# Directions
Records follow. Copy every line with "styled".

# Material provided

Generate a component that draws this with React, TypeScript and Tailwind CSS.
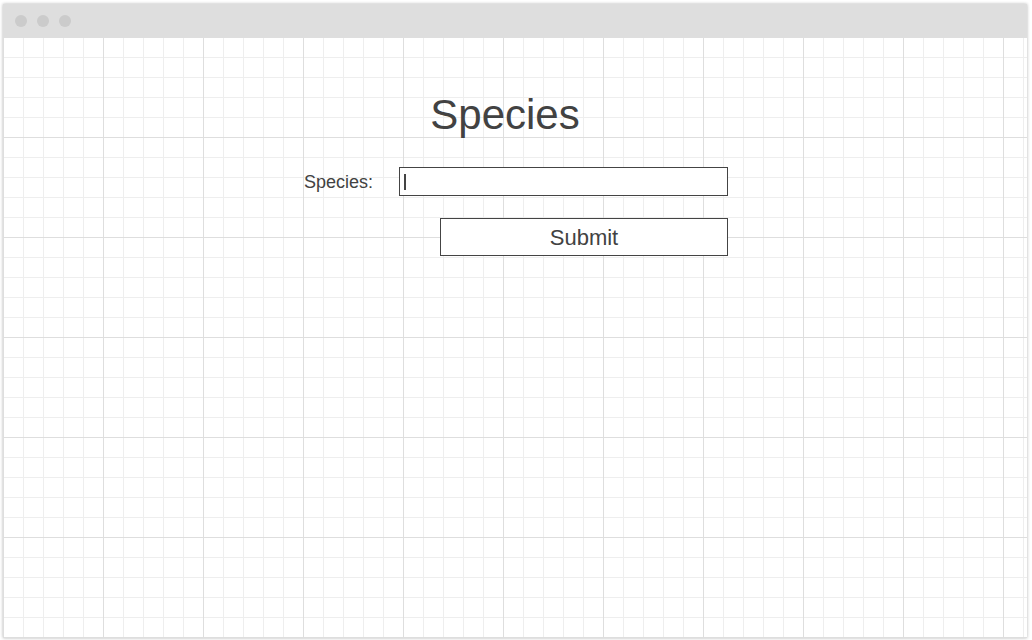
const Dot = () => <span className="h-[12px] w-[12px] rounded-full bg-[#cbcbcb]" />

const App: React.FC = () => {
  return (
    <div className="h-[640px] w-[1032px] bg-white pl-[3px] pt-[4px] font-['Liberation_Sans',Arial,sans-serif] text-[#424242]">
      <div className="flex h-[634px] w-[1024px] flex-col shadow-[0_0_3px_rgba(0,0,0,0.3)]">
        <div className="flex h-[33px] items-center gap-[10px] bg-[#dedede] pl-[12px]">
          <Dot />
          <Dot />
          <Dot />
        </div>
        <div className="flex-1 bg-white bg-[linear-gradient(to_right,#dedede_1px,transparent_1px),linear-gradient(to_bottom,#dedede_1px,transparent_1px),linear-gradient(to_right,#eeeeee_1px,transparent_1px),linear-gradient(to_bottom,#eeeeee_1px,transparent_1px)] bg-[size:100px_100px,100px_100px,20px_20px,20px_20px] pt-[57px]">
          <h1 className="pr-[20px] text-center text-[42px] leading-none">Species</h1>
          <div className="ml-[301px] mt-[31px] flex w-[424px] flex-col items-end">
            <div className="flex w-full items-center">
              <label className="w-[95px] text-[18px] leading-[18px]">Species:</label>
              <div className="flex h-[29px] flex-1 items-center border border-[#444] bg-white pl-[4px]">
                <span className="h-[16px] w-[2px] bg-[#444]" />
              </div>
            </div>
            <button className="mt-[22px] h-[38px] w-[288px] border border-[#444] bg-white pt-[2px] text-[22px] leading-none text-[#424242]">
              Submit
            </button>
          </div>
        </div>
      </div>
    </div>
  )
}

export default App
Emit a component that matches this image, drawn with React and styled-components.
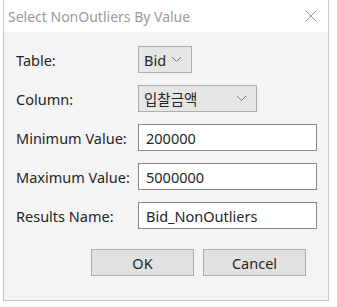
import React from 'react';
import styled, { createGlobalStyle } from 'styled-components';

const GlobalStyle = createGlobalStyle`
  html, body {
    margin: 0;
    padding: 0;
    background: #ffffff;
  }
  body {
    font-family: 'Noto Sans', 'Noto Sans CJK KR', sans-serif;
  }
`;

const Page = styled.div`
  padding-left: 3px;
  width: 337px;
  height: 307px;
  box-sizing: border-box;
`;

const Window = styled.div`
  width: 326px;
  height: 301px;
  box-sizing: border-box;
  border: 1px solid #c9c9c9;
  border-top: none;
  background: #f4f4f4;
  display: flex;
  flex-direction: column;
`;

const TitleBar = styled.div`
  height: 32px;
  background: #ffffff;
  display: flex;
  align-items: center;
  justify-content: space-between;
  padding: 0 11px 0 4px;
  color: #9a9a9a;
  font-size: 14px;
  box-sizing: border-box;
`;

const Body = styled.div`
  padding: 14px 11px 0 12px;
  display: flex;
  flex-direction: column;
`;

const Form = styled.div`
  display: grid;
  grid-template-columns: 122px 1fr;
  grid-auto-rows: 27px;
  row-gap: 12px;
  align-items: center;
`;

const Label = styled.span`
  font-size: 14.5px;
  color: #262626;
`;

const Select = styled.div`
  width: ${(p) => p.$width}px;
  height: 27px;
  box-sizing: border-box;
  background: #e6e6e6;
  border: 1px solid #adadad;
  display: flex;
  align-items: center;
  justify-content: space-between;
  padding: 0 9px 0 5px;
  font-size: 14.5px;
  color: #262626;
`;

const Input = styled.div`
  height: 27px;
  box-sizing: border-box;
  background: #ffffff;
  border: 1px solid #8a8a8a;
  display: flex;
  align-items: center;
  padding: 0 7px;
  font-size: 14.5px;
  color: #262626;
`;

const Buttons = styled.div`
  display: flex;
  justify-content: flex-end;
  gap: 9px;
  margin-top: 20px;
  padding-right: 11px;
`;

const Button = styled.div`
  width: 103px;
  height: 27px;
  box-sizing: border-box;
  background: #e1e1e1;
  border: 1px solid #adadad;
  display: flex;
  align-items: center;
  justify-content: center;
  font-size: 14.5px;
  color: #262626;
`;

const Chevron = () => (
  <svg width="11" height="7" viewBox="0 0 11 7">
    <polyline points="1,1 5.5,5.5 10,1" fill="none" stroke="#7a7a7a" strokeWidth="1" />
  </svg>
);

const Close = () => (
  <svg width="12" height="12" viewBox="0 0 12 12">
    <path d="M0.5 0.5 L11.5 11.5 M11.5 0.5 L0.5 11.5" stroke="#9a9a9a" strokeWidth="1" />
  </svg>
);

export default function App() {
  return (
    <Page>
      <GlobalStyle />
      <Window>
        <TitleBar>
          <span>Select NonOutliers By Value</span>
          <Close />
        </TitleBar>
        <Body>
          <Form>
            <Label>Table:</Label>
            <Select $width={54}>
              <span>Bid</span>
              <Chevron />
            </Select>
            <Label>Column:</Label>
            <Select $width={119}>
              <span>입찰금액</span>
              <Chevron />
            </Select>
            <Label>Minimum Value:</Label>
            <Input>200000</Input>
            <Label>Maximum Value:</Label>
            <Input>5000000</Input>
            <Label>Results Name:</Label>
            <Input>Bid_NonOutliers</Input>
          </Form>
          <Buttons>
            <Button>OK</Button>
            <Button>Cancel</Button>
          </Buttons>
        </Body>
      </Window>
    </Page>
  );
}
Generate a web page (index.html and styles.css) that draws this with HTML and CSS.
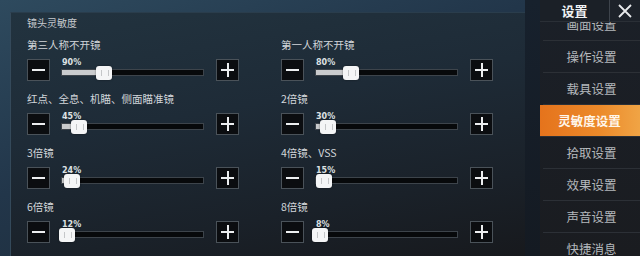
FILE: index.html
```html
<!DOCTYPE html>
<html lang="zh">
<head>
<meta charset="utf-8">
<link rel="stylesheet" href="styles.css">
</head>
<body>
<div class="screen">
  <div class="panel">
    <div class="panel-title">镜头灵敏度</div>
    <div class="grid">
      <div class="setting">
        <div class="label">第三人称不开镜</div>
        <div class="controls">
          <div class="btn minus"></div>
          <div class="slider">
            <div class="pct">90%</div>
            <div class="track"><div class="fill" style="width:29.8%"></div><div class="knob" style="left:29.8%"></div></div>
          </div>
          <div class="btn plus"></div>
        </div>
      </div>
      <div class="setting">
        <div class="label">第一人称不开镜</div>
        <div class="controls">
          <div class="btn minus"></div>
          <div class="slider">
            <div class="pct">80%</div>
            <div class="track"><div class="fill" style="width:24.5%"></div><div class="knob" style="left:24.5%"></div></div>
          </div>
          <div class="btn plus"></div>
        </div>
      </div>
      <div class="setting">
        <div class="label">红点、全息、机瞄、侧面瞄准镜</div>
        <div class="controls">
          <div class="btn minus"></div>
          <div class="slider">
            <div class="pct">45%</div>
            <div class="track"><div class="fill" style="width:12%"></div><div class="knob" style="left:12%"></div></div>
          </div>
          <div class="btn plus"></div>
        </div>
      </div>
      <div class="setting">
        <div class="label">2倍镜</div>
        <div class="controls">
          <div class="btn minus"></div>
          <div class="slider">
            <div class="pct">30%</div>
            <div class="track"><div class="fill" style="width:8.5%"></div><div class="knob" style="left:8.5%"></div></div>
          </div>
          <div class="btn plus"></div>
        </div>
      </div>
      <div class="setting">
        <div class="label">3倍镜</div>
        <div class="controls">
          <div class="btn minus"></div>
          <div class="slider">
            <div class="pct">24%</div>
            <div class="track"><div class="fill" style="width:7%"></div><div class="knob" style="left:7%"></div></div>
          </div>
          <div class="btn plus"></div>
        </div>
      </div>
      <div class="setting">
        <div class="label">4倍镜、VSS</div>
        <div class="controls">
          <div class="btn minus"></div>
          <div class="slider">
            <div class="pct">15%</div>
            <div class="track"><div class="fill" style="width:5.5%"></div><div class="knob" style="left:5.5%"></div></div>
          </div>
          <div class="btn plus"></div>
        </div>
      </div>
      <div class="setting">
        <div class="label">6倍镜</div>
        <div class="controls">
          <div class="btn minus"></div>
          <div class="slider">
            <div class="pct">12%</div>
            <div class="track"><div class="fill" style="width:3.5%"></div><div class="knob" style="left:3.5%"></div></div>
          </div>
          <div class="btn plus"></div>
        </div>
      </div>
      <div class="setting">
        <div class="label">8倍镜</div>
        <div class="controls">
          <div class="btn minus"></div>
          <div class="slider">
            <div class="pct">8%</div>
            <div class="track"><div class="fill" style="width:3%"></div><div class="knob" style="left:3%"></div></div>
          </div>
          <div class="btn plus"></div>
        </div>
      </div>
    </div>
  </div>
  <div class="gutter"></div>
  <div class="sidebar">
    <div class="side-head">
      <div class="side-title">设置</div>
      <div class="side-close">
        <svg width="16" height="16" viewBox="0 0 16 16"><path d="M2 2 L14 14 M14 2 L2 14" stroke="#e8eaec" stroke-width="1.8" fill="none"/></svg>
      </div>
    </div>
    <ul class="menu">
      <li class="item">画面设置</li>
      <li class="item">操作设置</li>
      <li class="item">载具设置</li>
      <li class="item active">灵敏度设置</li>
      <li class="item">拾取设置</li>
      <li class="item">效果设置</li>
      <li class="item">声音设置</li>
      <li class="item">快捷消息</li>
    </ul>
  </div>
</div>
</body>
</html>
```
FILE: styles.css
```css
* { box-sizing: border-box; }
html, body {
  margin: 0;
  padding: 0;
  width: 640px;
  height: 256px;
  overflow: hidden;
}
body {
  font-family: "Noto Sans CJK SC", "Noto Sans", sans-serif;
  background: linear-gradient(160deg, #2e4a5e 0%, #22364a 40%, #1a2530 100%);
  color: #d4d8dc;
}
.screen {
  display: flex;
  height: 256px;
}
.panel {
  margin-top: 12px;
  margin-left: 10px;
  width: 515px;
  height: 244px;
  padding: 3px 0 0 16px;
  background: linear-gradient(170deg, #22333f 0%, #1e2b37 40%, #1a2129 75%, #17191d 100%);
  border-left: 1px solid #34495a;
  border-top: 1px solid #2a3d4c;
}
.panel-title {
  font-size: 10px;
  line-height: 14px;
  color: #c8ccd0;
  margin-bottom: 8px;
}
.grid {
  display: grid;
  grid-template-columns: 254px 254px;
  row-gap: 11px;
}
.label {
  font-size: 10.5px;
  line-height: 14px;
  color: #d2d6da;
  height: 14px;
  margin-bottom: 7px;
  white-space: nowrap;
}
.controls {
  display: flex;
  align-items: flex-start;
  height: 22px;
}
.btn {
  width: 23px;
  height: 22px;
  background: #0b0d10;
  border: 1px solid #4a5259;
  position: relative;
  flex: none;
}
.btn::before, .plus::after {
  content: "";
  position: absolute;
  left: 4px;
  right: 4px;
  top: 9px;
  height: 2px;
  background: #eceef0;
}
.plus::after {
  left: 10px;
  right: auto;
  width: 2px;
  top: 3px;
  height: 14px;
}
.slider {
  width: 143px;
  margin: 0 12px 0 11px;
  flex: none;
}
.pct {
  font-family: "DejaVu Sans", sans-serif;
  font-weight: bold;
  font-size: 8px;
  line-height: 8px;
  height: 10px;
  color: #dfe2e4;
  padding-left: 1px;
}
.track {
  position: relative;
  height: 7px;
  background: #07090b;
  border: 1px solid #3d444b;
}
.fill {
  position: absolute;
  left: 0;
  top: 0;
  bottom: 0;
  background: #c9cbcd;
}
.knob {
  position: absolute;
  top: -4px;
  width: 16px;
  height: 14px;
  margin-left: -8px;
  background: #f4f5f6;
  border-radius: 3px;
  box-shadow: 0 0 2px rgba(0,0,0,0.5);
}
.knob::after {
  content: "";
  position: absolute;
  left: 5px;
  top: 4px;
  width: 6px;
  height: 6px;
  border-left: 1px solid #c4c6c8;
  border-right: 1px solid #c4c6c8;
}
.gutter {
  width: 15px;
  background: linear-gradient(180deg, #17212d 0%, #141a22 100%);
  flex: none;
}
.sidebar {
  position: relative;
  width: 100px;
  flex: none;
  background: linear-gradient(180deg, #1b2028 0%, #1a1c20 100%);
  overflow: hidden;
}
.side-head {
  position: absolute;
  top: 0;
  left: 0;
  right: 0;
  height: 22px;
  display: flex;
  z-index: 2;
}
.side-title {
  width: 70px;
  background: #1b2027;
  border-right: 1px solid #3e444c;
  border-bottom: 1px solid #2a2f36;
  color: #f0f2f4;
  font-size: 13px;
  font-weight: bold;
  line-height: 21px;
  text-align: center;
}
.side-close {
  flex: 1;
  background: #1d222a;
  border-bottom: 1px solid #2a2f36;
  display: flex;
  align-items: center;
  justify-content: center;
}
.menu {
  list-style: none;
  margin: 0;
  padding: 9px 0 0 0;
}
.item {
  height: 32px;
  line-height: 31px;
  text-align: center;
  font-size: 12.5px;
  color: #b4b8bc;
  border-bottom: 1px solid #2c3036;
  margin-left: 3px;
}
.item.active {
  margin-left: -1px;
  background: linear-gradient(90deg, #e5731c 0%, #ec8a2a 60%, #f0a445 100%);
  color: #fff6ea;
  font-weight: bold;
  border-bottom: 1px solid #2c3036;
}
```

# Answer for the task
Emit a component that matches this image, drawn with React and styled-components.
import styled, { createGlobalStyle } from 'styled-components';
const Page = styled.div`
const Window = styled.div`
const TitleBar = styled.div`
const Body = styled.div`
const Form = styled.div`
const Label = styled.span`
const Select = styled.div`
const Input = styled.div`
const Buttons = styled.div`
const Button = styled.div`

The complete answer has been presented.